Cast your mind back to the spring of 2020, when grocery store shelves sat bare of essential items and ingredients. For birds who live in the forests of Central America, replacement of forest land with coffee plantations essentially “clears out the shelves” of their preferred foods, causing them to shift their diets and habitats to survive.
A new study led by researchers at the University of Utah explores a record of birds’ diets preserved in their feathers and radio tracking of their movements to find that birds eat far fewer invertebrates in coffee plantations than in forests, suggesting that the disturbance of their ecosystem significantly impacts the birds’ dietary options.

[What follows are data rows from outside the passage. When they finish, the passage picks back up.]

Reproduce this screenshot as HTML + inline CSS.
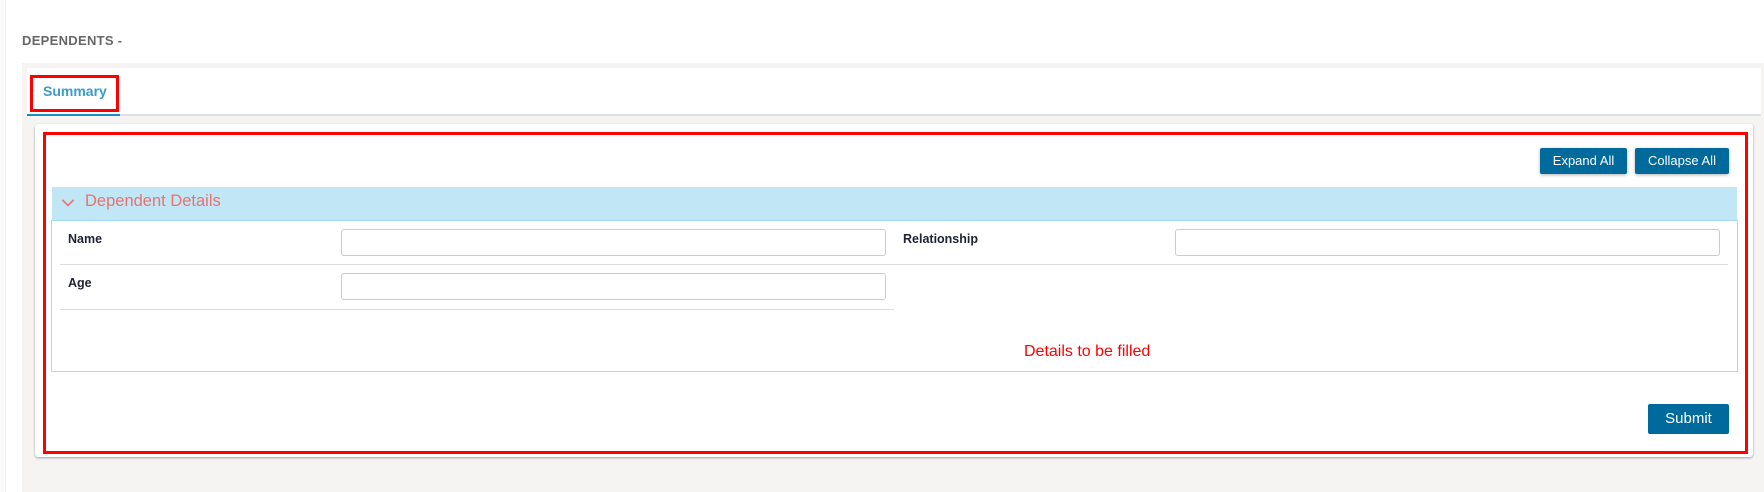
<!DOCTYPE html>
<html><head><meta charset="utf-8"><style>
*{box-sizing:border-box;margin:0;padding:0}
body{width:1764px;height:492px;background:#fff;position:relative;overflow:hidden;font-family:"Liberation Sans",sans-serif}
.a{position:absolute}
.btn{position:absolute;background:#016a9c;color:#fff;font-size:13px;text-align:center;border-radius:2px;box-shadow:0 1px 3px rgba(0,0,0,.3)}
.lbl{position:absolute;font-size:12.5px;font-weight:bold;color:#1e2233}
.inp{position:absolute;border:1px solid #ccc;border-radius:3px;background:#fff}
.line{position:absolute;height:1px;background:#ddd}
</style></head><body>
<div class="a" style="left:0;top:0;width:6px;height:492px;background:#fafafa;border-right:1px solid #eee"></div>
<div class="a" style="left:22px;top:33px;font-size:13px;font-weight:bold;color:#666;letter-spacing:.3px">DEPENDENTS -</div>
<div class="a" style="left:22px;top:63px;width:1742px;height:429px;background:#f5f4f2"></div>
<div class="a" style="left:27px;top:68px;width:1734px;height:48px;background:#fff;border-bottom:2px solid #dde0e4"></div>
<div class="a" style="left:27px;top:114px;width:93px;height:2px;background:#1a8ec4"></div>
<div class="a" style="left:30px;top:75px;width:89px;height:37px;border:3px solid #f00"></div>
<div class="a" style="left:43px;top:83px;font-size:14px;font-weight:bold;color:#3d9bc8">Summary</div>
<div class="a" style="left:35px;top:124px;width:1718px;height:333px;background:#fff;border-radius:3px;box-shadow:0 1px 2px rgba(0,0,0,.35)"></div>
<div class="a" style="left:43px;top:132px;width:1705px;height:322px;border:3px solid #f00"></div>
<div class="btn" style="left:1540px;top:148px;width:87px;height:26px;line-height:26px">Expand All</div>
<div class="btn" style="left:1635px;top:148px;width:94px;height:26px;line-height:26px">Collapse All</div>
<div class="a" style="left:52px;top:187px;width:1685px;height:33px;background:#c1e6f6"></div>
<svg class="a" style="left:61px;top:198px" width="14" height="10"><path d="M1.5 2 L7 7.5 L12.5 2" stroke="#e8736f" stroke-width="1.6" fill="none"/></svg>
<div class="a" style="left:85px;top:192px;font-size:16.5px;color:#e8736f">Dependent Details</div>
<div class="a" style="left:51px;top:220px;width:1687px;height:152px;border:1px solid #a8dcf4"></div>
<div class="lbl" style="left:68px;top:232px">Name</div>
<div class="inp" style="left:341px;top:229px;width:545px;height:27px"></div>
<div class="lbl" style="left:903px;top:232px">Relationship</div>
<div class="inp" style="left:1175px;top:229px;width:545px;height:27px"></div>
<div class="line" style="left:60px;top:264px;width:1668px"></div>
<div class="lbl" style="left:68px;top:276px">Age</div>
<div class="inp" style="left:341px;top:273px;width:545px;height:27px"></div>
<div class="line" style="left:60px;top:309px;width:834px"></div>
<div class="a" style="left:1024px;top:343px;font-size:16px;color:#f00">Details to be filled</div>
<div class="btn" style="left:1648px;top:404px;width:81px;height:30px;line-height:30px;font-size:15px;box-shadow:none">Submit</div>
</body></html>
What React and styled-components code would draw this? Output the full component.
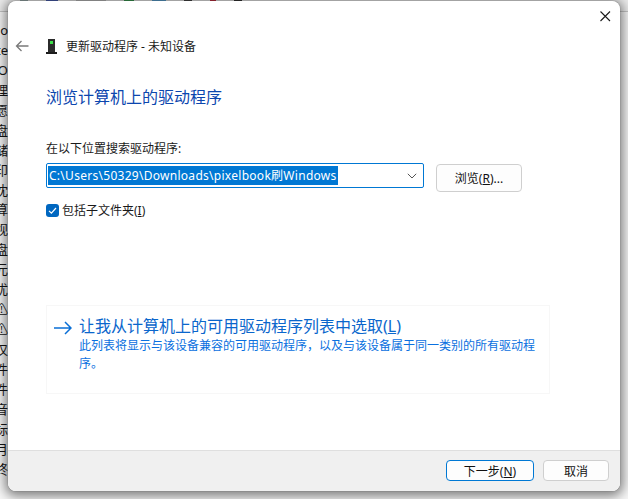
import React from 'react';
import styled, { createGlobalStyle } from 'styled-components';

const Global = createGlobalStyle`
  html, body { margin: 0; padding: 0; background: #f6f6f6; }
  #root { width: 628px; height: 499px; overflow: hidden; }
`;
const FONT = `"Noto Sans", "Noto Sans CJK SC", sans-serif`;
const Desktop = styled.div`
  position: relative; width: 628px; height: 499px; overflow: hidden; background: #f7f7f7;
  font-family: ${FONT};
`;
const TopStrip = styled.div`
  display: flex; height: 11px; border-bottom: 1px solid #c4c4c4; background: #ececec; padding-left: 20px; gap: 18px;
`;
const Chip = styled.span`
  width: ${p => p.$w}px; height: 2px; background: ${p => p.$c};
`;
const SideList = styled.ul`
  list-style: none; margin: 8px 0 0; padding: 0; width: 8px; overflow: hidden;
`;
const SideItem = styled.li`
  height: 19.95px; line-height: 20px; font-size: 13px; color: #141414; white-space: nowrap;
  direction: rtl; text-align: right; overflow: hidden; width: 8px;
`;
const Win = styled.div`
  position: absolute; left: 8px; top: 1px; width: 612px; height: 490px;
  display: flex; flex-direction: column; background: #fff; border-radius: 8px; overflow: hidden;
`;
const WinShadow = styled.div`
  position: absolute; left: 8px; top: 1px; width: 612px; height: 490px; border-radius: 8px;
  box-shadow: 0 2px 12px 3px rgba(0,0,0,.5), 0 0 1px rgba(0,0,0,.6);
`;
const TopBar = styled.div`
  display: flex; justify-content: flex-end; align-items: center; height: 30px; padding-right: 8px;
`;
const CloseBtn = styled.button`
  display: flex; border: 0; background: none; padding: 0; width: 14px; height: 14px;
`;
const Header = styled.div`
  display: flex; align-items: center; height: 30px; padding-left: 7px;
`;
const HeaderTitle = styled.span`
  font-size: 12px; color: #1a1a1a; margin-left: 9px; white-space: pre;
`;
const BackIcon = styled.svg`
  width: 14px; height: 12px; margin-right: 17px;
`;
const Content = styled.div`
  flex: 1; display: flex; flex-direction: column; padding: 25px 0 0 38px;
`;
const Heading = styled.h1`
  margin: 0; font-size: 16px; line-height: 22px; font-weight: 400; color: #0b46ae;
`;
const FieldLabel = styled.label`
  margin-top: 32px; font-size: 12px; line-height: 17px; color: #1a1a1a;
`;
const FieldRow = styled.div`
  display: flex; align-items: flex-start; margin-top: 6px;
`;
const Combo = styled.div`
  box-sizing: border-box; width: 378px; height: 25px; display: flex; align-items: center; justify-content: space-between;
  border: 1px solid #0078d4; border-radius: 2px; padding: 0 6px 0 1px; background: #fff;
`;
const Selected = styled.span`
  background: #0078d4; color: #fff; font-size: 12px; line-height: 19px; height: 19px; padding: 0 1px; white-space: nowrap;
  letter-spacing: .28px;
`;
const PushButton = styled.button`
  box-sizing: border-box; font-family: ${FONT}; font-size: 12px; color: #111; background: #fdfdfd;
  width: ${p => p.$w}px; height: ${p => p.$h}px; padding: 0;
  border: 1px solid ${p => p.$primary ? '#0078d4' : '#cfcfcf'}; border-radius: 4px;
  u { text-underline-offset: 1px; }
`;
const BrowseButton = styled(PushButton)`
  margin-left: 12px; margin-top: 1px;
`;
const CheckRow = styled.div`
  display: flex; align-items: center; margin-top: 11px; height: 14px; gap: 3px;
`;
const CheckBox = styled.span`
  display: flex; align-items: center; justify-content: center; width: 13px; height: 13px; border-radius: 3px; background: #0067c0;
`;
const CheckLabel = styled.span`
  font-size: 12px; color: #1a1a1a;
`;
const CommandLink = styled.div`
  box-sizing: border-box; width: 504px; height: 89px; margin-top: 88px; border: 1px solid #f7f7f7;
  display: flex; padding: 10px 0 0 7px; gap: 7px;
`;
const LinkArrow = styled.svg`
  width: 18px; height: 14px; margin-top: 5px; flex: none;
`;
const LinkText = styled.div`
  width: 488px;
`;
const LinkTitle = styled.div`
  font-size: 16px; line-height: 20px; color: #0a66cc;
`;
const LinkDesc = styled.div`
  font-size: 12px; line-height: 18px; color: #0a70e0; width: 468px; margin-top: 1px;
`;
const Footer = styled.div`
  box-sizing: border-box; height: 41px; background: #f0f0f0; border-top: 1px solid #dfdfdf;
  display: flex; justify-content: flex-end; align-items: flex-start; gap: 9px; padding: 9px 11px 0 0;
`;

const sideItems = ['ho','te','O','理','愿','盘','储','印','沈','算','视','盘','元','优','⚠','⚠','仅','件','件','音','标','月','终'];

export default function App() {
  return (
    <Desktop>
      <Global />
      <TopStrip>
        <Chip $w={8} $c="#9aa" /><Chip $w={12} $c="#4a5fb0" /><Chip $w={30} $c="#bbb" /><Chip $w={10} $c="#3a9a50" /><Chip $w={14} $c="#5aa0d0" /><Chip $w={8} $c="#444" /><Chip $w={6} $c="#c03040" /><Chip $w={8} $c="#333" />
      </TopStrip>
      <SideList>
        {sideItems.map((t, i) => <SideItem key={i}>{t}</SideItem>)}
      </SideList>
      <WinShadow />
      <Win>
        <TopBar>
          <CloseBtn aria-label="关闭">
            <svg width="14" height="14" viewBox="0 0 14 14"><path d="M2.5 2.5l9.5 9.5M12 2.5L2.5 12" stroke="#1a1a1a" strokeWidth="1.1" fill="none" /></svg>
          </CloseBtn>
        </TopBar>
        <Header>
          <BackIcon viewBox="0 0 14 12"><path d="M13.5 6H1.5M6.5 1L1.5 6l5 5" stroke="#7a7a7a" strokeWidth="1.3" fill="none" /></BackIcon>
          <svg width="11" height="15" viewBox="0 0 11 15">
            <rect x="2" y="0" width="7" height="13" fill="#2b2b2b" />
            <rect x="0" y="13" width="11" height="2" fill="#1c1c1c" />
            <rect x="4" y="2" width="3" height="3" fill="#3ce04a" />
          </svg>
          <HeaderTitle>更新驱动程序 - 未知设备</HeaderTitle>
        </Header>
        <Content>
          <Heading>浏览计算机上的驱动程序</Heading>
          <FieldLabel>在以下位置搜索驱动程序:</FieldLabel>
          <FieldRow>
            <Combo>
              <Selected>C:\Users\50329\Downloads\pixelbook刷Windows</Selected>
              <svg width="10" height="6" viewBox="0 0 10 6"><path d="M.8.8L5 5l4.2-4.2" stroke="#555" strokeWidth="1" fill="none" /></svg>
            </Combo>
            <BrowseButton $w={86} $h={28}>浏览(<u>R</u>)...</BrowseButton>
          </FieldRow>
          <CheckRow>
            <CheckBox>
              <svg width="11" height="11" viewBox="0 0 11 11"><path d="M2 5.8l2.4 2.4L9 3" stroke="#fff" strokeWidth="1.2" fill="none" /></svg>
            </CheckBox>
            <CheckLabel>包括子文件夹(<u>I</u>)</CheckLabel>
          </CheckRow>
          <CommandLink>
            <LinkArrow viewBox="0 0 18 14"><path d="M0 7h17M11 1l6 6-6 6" stroke="#0a6fd6" strokeWidth="1.5" fill="none" /></LinkArrow>
            <LinkText>
              <LinkTitle>让我从计算机上的可用驱动程序列表中选取(<u>L</u>)</LinkTitle>
              <LinkDesc>此列表将显示与该设备兼容的可用驱动程序，以及与该设备属于同一类别的所有驱动程序。</LinkDesc>
            </LinkText>
          </CommandLink>
        </Content>
        <Footer>
          <PushButton $primary $w={88} $h={21}>下一步(<u>N</u>)</PushButton>
          <PushButton $w={66} $h={21}>取消</PushButton>
        </Footer>
      </Win>
    </Desktop>
  );
}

“Growing human ecological impact on the planet, especially via habitat loss and degradation and climate change, often impacts bird diets negatively as well,” said Çağan H. Şekercioğlu, the study’s lead author and an ecology and ornithology professor in the U’s School of Biological Sciences. “These negative changes, including declines in key dietary resources like insects and other invertebrates can lead to reduced survival, especially of rapidly growing young, often leading to population declines and losses of these undernourished birds.”
If you’re a coffee drinker, you can help by choosing to buy bird-friendly coffee at your next "coffee klatch." According to Şekercioğlu, bird-friendly coffee is grown in plantations with more tree cover and forest remnants, which are beneficial for native birds.